We use a voltmeter to measure the output voltage (at pins 3, 4, and 10) of the first three gates, relative to ground (GND). By “measure,” we compare the output voltage to ground. 

Here is a summary of each gate’s inputs and outputs:

• G1 receives “1” and “0” as logic inputs → outputs “1” (5V)
• G2 receives “0” and “1” as logic inputs → outputs “1” (5V)
• G3 receives “1” and “1” as logic inputs → outputs “0” (0V)

These input-output values match exactly with a truth table for a NAND logic gate.

Inputs Behavior

The G4 is different, however, as we connected two 10kΩ resistors from the VDD to its inputs. Generally, CMOS chips have a very high input impedance. Thus, even with the resistor, the G4 inputs should still receive 5V, or the “1” logic level. 

We are seeing a logic “0” at the output (pin 10) because both switches are turned off (not connected / open).

We also measure the voltage at the G4 inputs (pins 8 and 9). The resulting voltage is 5V, as expected. 

Next, we set the meter to ammeter mode and measure how much current flows through the resistors from VDD to the input. This tells us how much current the gate pulls when idle.

The result is less than 0.1μA—too little to affect anything in most cases. If any CMOS chips pull more current than this, they are likely malfunctioning.

Next, what will happen if we turn on switches S1 and S2? Let’s find out.

The CMOS input draws almost no current, so the current flows through the switches instead. They act as the easiest path to GND.

As a result, the voltage at both inputs changes from 5V to 0V. Their logic also changes from “1” to “0.” 

Switches like this make it easy to change the input between “1” and “0” without moving any wires.

Outputs Behavior

In a CMOS chip, logic “1” is 5 volts (supply voltage), and logic “0” is 0 volts. This is true when nothing is connected to the output.

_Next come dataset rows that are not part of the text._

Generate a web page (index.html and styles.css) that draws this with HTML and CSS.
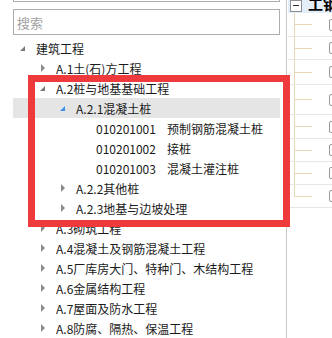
FILE: index.html
```html
<!DOCTYPE html>
<html lang="zh-CN">
<head>
	<meta charset="UTF-8">
	<title>清单树</title>
	<link rel="stylesheet" href="styles.css">
</head>
<body>
	<div class="page">
		<div class="left">
			<div class="top-box"></div>
			<input type="text" class="search" placeholder="搜索">
			<div class="tree">
				<div class="row lv0"><i class="tog open"></i>建筑工程</div>
				<div class="row lv1"><i class="tog"></i>A.1土(石)方工程</div>
				<div class="row lv1"><i class="tog open"></i>A.2桩与地基基础工程</div>
				<div class="row lv2 cur"><i class="tog open blue"></i>A.2.1混凝土桩</div>
				<div class="row lv3"><span class="code">010201001</span>预制钢筋混凝土桩</div>
				<div class="row lv3"><span class="code">010201002</span>接桩</div>
				<div class="row lv3"><span class="code">010201003</span>混凝土灌注桩</div>
				<div class="row lv2"><i class="tog"></i>A.2.2其他桩</div>
				<div class="row lv2"><i class="tog"></i>A.2.3地基与边坡处理</div>
				<div class="row lv1"><i class="tog"></i>A.3砌筑工程</div>
				<div class="row lv1"><i class="tog"></i>A.4混凝土及钢筋混凝土工程</div>
				<div class="row lv1"><i class="tog"></i>A.5厂库房大门、特种门、木结构工程</div>
				<div class="row lv1"><i class="tog"></i>A.6金属结构工程</div>
				<div class="row lv1"><i class="tog"></i>A.7屋面及防水工程</div>
				<div class="row lv1"><i class="tog"></i>A.8防腐、隔热、保温工程</div>
			</div>
			<!-- 红框标注 -->
			<div class="mark"></div>
		</div>
		<div class="right">
			<div class="r-head"><span class="minus"></span><b>工钢</b></div>
			<div class="r-tree">
				<div class="r-row h24"><span class="branch"></span><span class="chk"></span></div>
				<div class="r-row"><span class="branch"></span><span class="chk"></span></div>
				<div class="r-row h25"><span class="branch"></span><span class="chk"></span></div>
				<div class="r-row h30"><span class="branch"></span><span class="chk"></span></div>
				<div class="r-row h24"><span class="branch"></span><span class="chk"></span></div>
				<div class="r-row"><span class="branch"></span><span class="chk"></span></div>
				<div class="r-row"><span class="branch"></span><span class="chk"></span></div>
				<div class="r-row"><span class="branch"></span><span class="chk"></span></div>
			</div>
		</div>
	</div>
</body>
</html>
```

FILE: styles.css
```css
/* reset */
* {
	margin: 0;
	padding: 0;
	box-sizing: border-box;
}
body {
	font-family: "Noto Sans CJK SC", "Liberation Sans", sans-serif;
	font-size: 12px;
	color: #1a1a1a;
	background: #fff;
	overflow: hidden;
}
.page {
	display: flex;
	height: 338px;
}
.left {
	position: relative;
	width: 287px;
	border-right: 1px solid #c9c9c9;
	flex-shrink: 0;
}
.top-box {
	width: 267px;
	height: 2px;
	margin-left: 13px;
	border: 1px solid #adadad;
	border-top: none;
}
.search {
	display: block;
	width: 267px;
	height: 26px;
	margin: 7px 0 0 13px;
	padding-left: 3px;
	border: 1px solid #adadad;
	font-family: inherit;
	font-size: 13px;
	outline: none;
}
.search::placeholder {
	color: #a3a3a3;
}
.tree {
	width: 267px;
	margin: 3px 0 0 13px;
}
.row {
	display: flex;
	align-items: center;
	height: 20px;
	white-space: nowrap;
}
.row.cur {
	background: #e5e5e5;
}
.lv1 { padding-left: 20px; }
.lv2 { padding-left: 40px; }
.lv3 { padding-left: 83px; }
.tog {
	position: relative;
	width: 23px;
	height: 20px;
	flex-shrink: 0;
}
.tog::after {
	content: "";
	position: absolute;
	left: 8px;
	top: 6px;
	border-style: solid;
	border-width: 4px 0 4px 4px;
	border-color: transparent transparent transparent #8a8a8a;
}
.tog.open::after {
	left: 7px;
	top: 8px;
	border-width: 0 0 5px 5px;
	border-color: transparent transparent #7a7a7a transparent;
}
.tog.blue::after {
	border-bottom-color: #3b8fe6;
}
.code {
	width: 71px;
}
.mark {
	position: absolute;
	left: 28px;
	top: 75px;
	width: 262px;
	height: 152px;
	border: 7px solid #ef3a3d;
}
.right {
	flex: 1;
	padding-left: 1px;
	overflow: hidden;
}
.r-head {
	display: flex;
	align-items: center;
	height: 13px;
	background: #e3eefa;
	white-space: nowrap;
	overflow: hidden;
}
.minus {
	position: relative;
	width: 12px;
	height: 12px;
	margin: -1px 0 0 2px;
	border: 1px solid #8f8f8f;
	background: #fff;
	flex-shrink: 0;
}
.minus::after {
	content: "";
	position: absolute;
	left: 2px;
	top: 4px;
	width: 6px;
	height: 1px;
	background: #333;
}
.r-head b {
	margin: -7px 0 0 6px;
	font-size: 15px;
	color: #000;
}
.r-tree {
	margin-left: 6px;
	border-left: 1px solid #ead7b6;
	height: 184px;
}
.r-row {
	display: flex;
	align-items: center;
	height: 23px;
	border-bottom: 1px solid #e6e6e6;
	margin-left: -7px;
	padding-left: 7px;
}
.r-row.h24 { height: 24px; }
.r-row.h25 { height: 25px; }
.r-row.h30 { height: 30px; }
.branch {
	width: 17px;
	height: 1px;
	background: #ead7b6;
	flex-shrink: 0;
}
.chk {
	width: 12px;
	height: 12px;
	margin-left: 17px;
	border: 1px solid #999;
	border-radius: 2px;
	flex-shrink: 0;
}
```
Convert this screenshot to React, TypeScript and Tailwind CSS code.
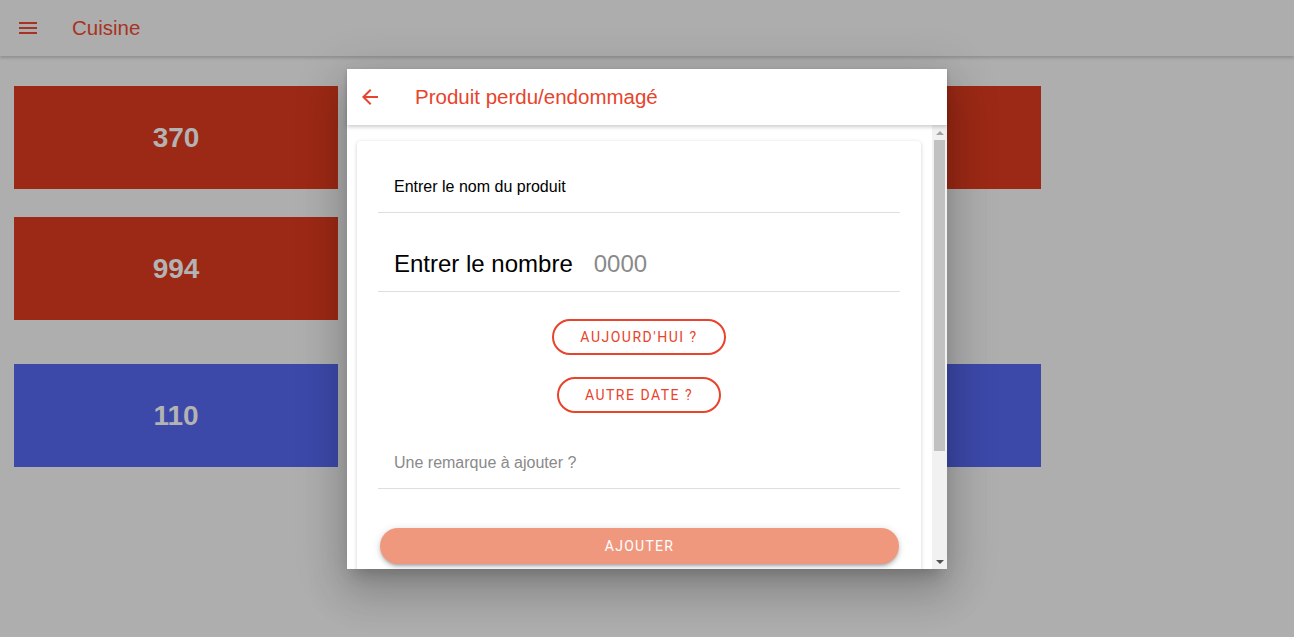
//modules
import React from 'react';

//icons
//----------------------------------------------------------------------

function MenuIcon() {
  return (
    <svg width="24" height="24" viewBox="0 0 24 24" fill="#a83323">
      <path d="M3 18h18v-2H3v2zm0-5h18v-2H3v2zm0-7v2h18V6H3z" />
    </svg>
  );
}

function BackIcon() {
  return (
    <svg width="24" height="24" viewBox="0 0 24 24" fill="#e8432c">
      <path d="M20 11H7.83l5.59-5.59L12 4l-8 8 8 8 1.41-1.41L7.83 13H20v-2z" />
    </svg>
  );
}

//tiles
//----------------------------------------------------------------------

function Tile({ value, blue }: { value?: string; blue?: boolean }) {
  return (
    <div
      className={`w-[324px] h-[103px] flex items-center justify-center 
      ${blue ? 'bg-[#3d49a9]' : 'bg-[#9c2915]'}`}
    >
      <span className="text-[28px] font-bold text-[#b3b3b3]">{value}</span>
    </div>
  );
}

//scrollbar drawn by hand (headless hides the native one)
//----------------------------------------------------------------------

function ScrollBar() {
  return (
    <div className="w-[15px] shrink-0 bg-[#f1f1f1] flex flex-col items-center">
      <div className="h-[15px] flex items-center justify-center">
        <div className="w-0 h-0 border-x-[4px] border-x-transparent border-b-[4px] border-b-[#a3a3a3]" />
      </div>
      <div className="w-[11px] h-[311px] bg-[#c1c1c1] mt-0" />
      <div className="flex-1" />
      <div className="h-[15px] flex items-center justify-center">
        <div className="w-0 h-0 border-x-[4px] border-x-transparent border-t-[4px] border-t-[#505050]" />
      </div>
    </div>
  );
}

//----------------------------------------------------------------------

export default function App() {
  return (
    <div
      className="relative w-[1294px] h-[637px] overflow-hidden bg-[#aeaeae]"
      style={{ fontFamily: '"Liberation Sans", Arial, sans-serif' }}
    >
      {/* Toolbar */}
      <header className="h-[56px] flex items-center bg-[#adadad] 
      shadow-[0_2px_3px_rgba(0,0,0,0.18)] relative z-10">
        <div className="ml-[16px] flex">
          <MenuIcon />
        </div>
        <h1 className="ml-[32px] text-[20.5px] text-[#a83323]">Cuisine</h1>
      </header>

      {/* Tiles */}
      <div className="pt-[30px] pl-[14px] flex flex-col">
        <div className="flex gap-[379px]">
          <Tile value="370" />
          <Tile />
        </div>
        <div className="flex mt-[28px]">
          <Tile value="994" />
        </div>
        <div className="flex gap-[379px] mt-[44px]">
          <Tile value="110" blue />
          <Tile blue />
        </div>
      </div>

      {/* Dialog */}
      <div
        className="absolute left-[347px] top-[69px] w-[600px] h-[500px] bg-white 
        flex flex-col z-20 shadow-[0_11px_15px_-7px_rgba(0,0,0,0.2),0_24px_38px_3px_rgba(0,0,0,0.14),0_9px_46px_8px_rgba(0,0,0,0.12)]"
      >
        <div className="h-[56px] shrink-0 flex items-center bg-white relative z-10 
        shadow-[0_2px_4px_rgba(0,0,0,0.2)]">
          <div className="ml-[11px] flex">
            <BackIcon />
          </div>
          <h2 className="ml-[33px] text-[20.5px] text-[#e8432c]">
            Produit perdu/endommagé
          </h2>
        </div>

        <div className="flex-1 flex min-h-0">
          <div className="flex-1 overflow-hidden bg-white pl-[10px] pr-[11px] pt-[16px]">
            <div className="rounded-[4px] bg-white px-[21px] pt-[20px] pb-[145px] 
            shadow-[0_1px_4px_rgba(0,0,0,0.18)]">
              {/* Product name */}
              <div className="h-[52px] flex items-center pl-[16px] border-b border-[#dedede]">
                <span className="text-[16px] text-black">Entrer le nom du produit</span>
              </div>

              {/* Number */}
              <div className="mt-[23px] h-[56px] flex items-center pl-[16px] border-b border-[#dedede]">
                <span className="text-[24px] text-black">Entrer le nombre</span>
                <span className="ml-[21px] text-[24px] text-[#8a8a8a]">0000</span>
              </div>

              {/* Date buttons */}
              <div
                className="flex flex-col items-center mt-[27px] gap-[22px]"
                style={{ fontFamily: 'Roboto, "Liberation Sans", sans-serif' }}
              >
                <button className="h-[36px] px-[26px] rounded-full border-2 border-[#e8432c] 
                text-[14px] tracking-[1.5px] text-[#e8432c]">
                  AUJOURD'HUI ?
                </button>
                <button className="h-[36px] px-[26px] rounded-full border-2 border-[#e8432c] 
                text-[14px] tracking-[1.5px] text-[#e8432c]">
                  AUTRE DATE ?
                </button>
              </div>

              {/* Remark */}
              <div className="mt-[24px] h-[52px] flex items-center pl-[16px] border-b border-[#dedede]">
                <span className="text-[16px] text-[#8a8a8a]">Une remarque à ajouter ?</span>
              </div>

              {/* Submit */}
              <button
                className="mt-[39px] mx-[2px] w-[519px] h-[36px] rounded-full bg-[#f0987e] 
                text-white text-[14px] tracking-[1.25px] 
                shadow-[0_3px_3px_-2px_rgba(0,0,0,0.2),0_3px_4px_0_rgba(0,0,0,0.14),0_1px_8px_0_rgba(0,0,0,0.12)]"
                style={{ fontFamily: 'Roboto, "Liberation Sans", sans-serif' }}
              >
                AJOUTER
              </button>
            </div>
          </div>
          <ScrollBar />
        </div>
      </div>
    </div>
  );
}
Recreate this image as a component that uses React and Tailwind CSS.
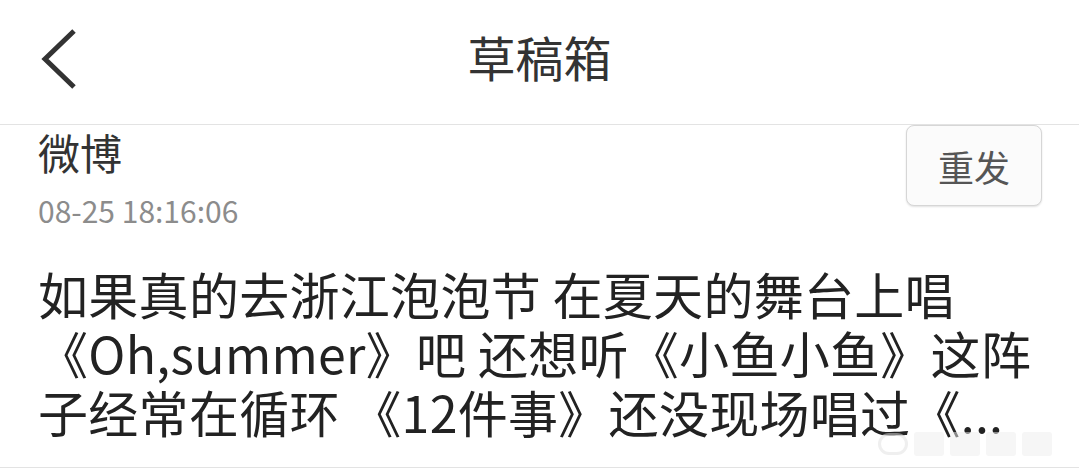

Let’s set S2 to off and S1 to on. Now, G4 gets a ‘1’ and a ‘0’ as inputs. So, it outputs a ‘1’ (5V).

To measure the output current, connect a load to the output. This load includes a current-limiting resistor and an LED, as shown below.

Electric current flows from the output pin to ground. This current turns on the LED. This type of current is called ‘source current’ or ‘drive current.’

When the output is high, current flows out of the IC. In our test, the source current was about 1.6mA at 4.6V.

The CD4011 datasheet, the typical source current is -1mA when the output voltage is 4.6V and the supply is 5V.

The current is shown as negative because of how it was measured: the ammeter’s negative probe was connected to the output, and the positive probe was connected to GND.

Now turn off both switches to disconnect the inputs. This makes both NAND gate inputs high, so the output goes low (0V). Since the output is now at ground, we need to reverse the resistor and LED to allow current to flow, as shown below.

When the output is low (logic “0”), current flows from VDD through the LED and into the output pin. This is called sink current. In this case, the chip pulls current into itself. 

We measured the sink current to be about 1.75 mA at an output voltage of 0.5 V. This is higher than the source current measured earlier.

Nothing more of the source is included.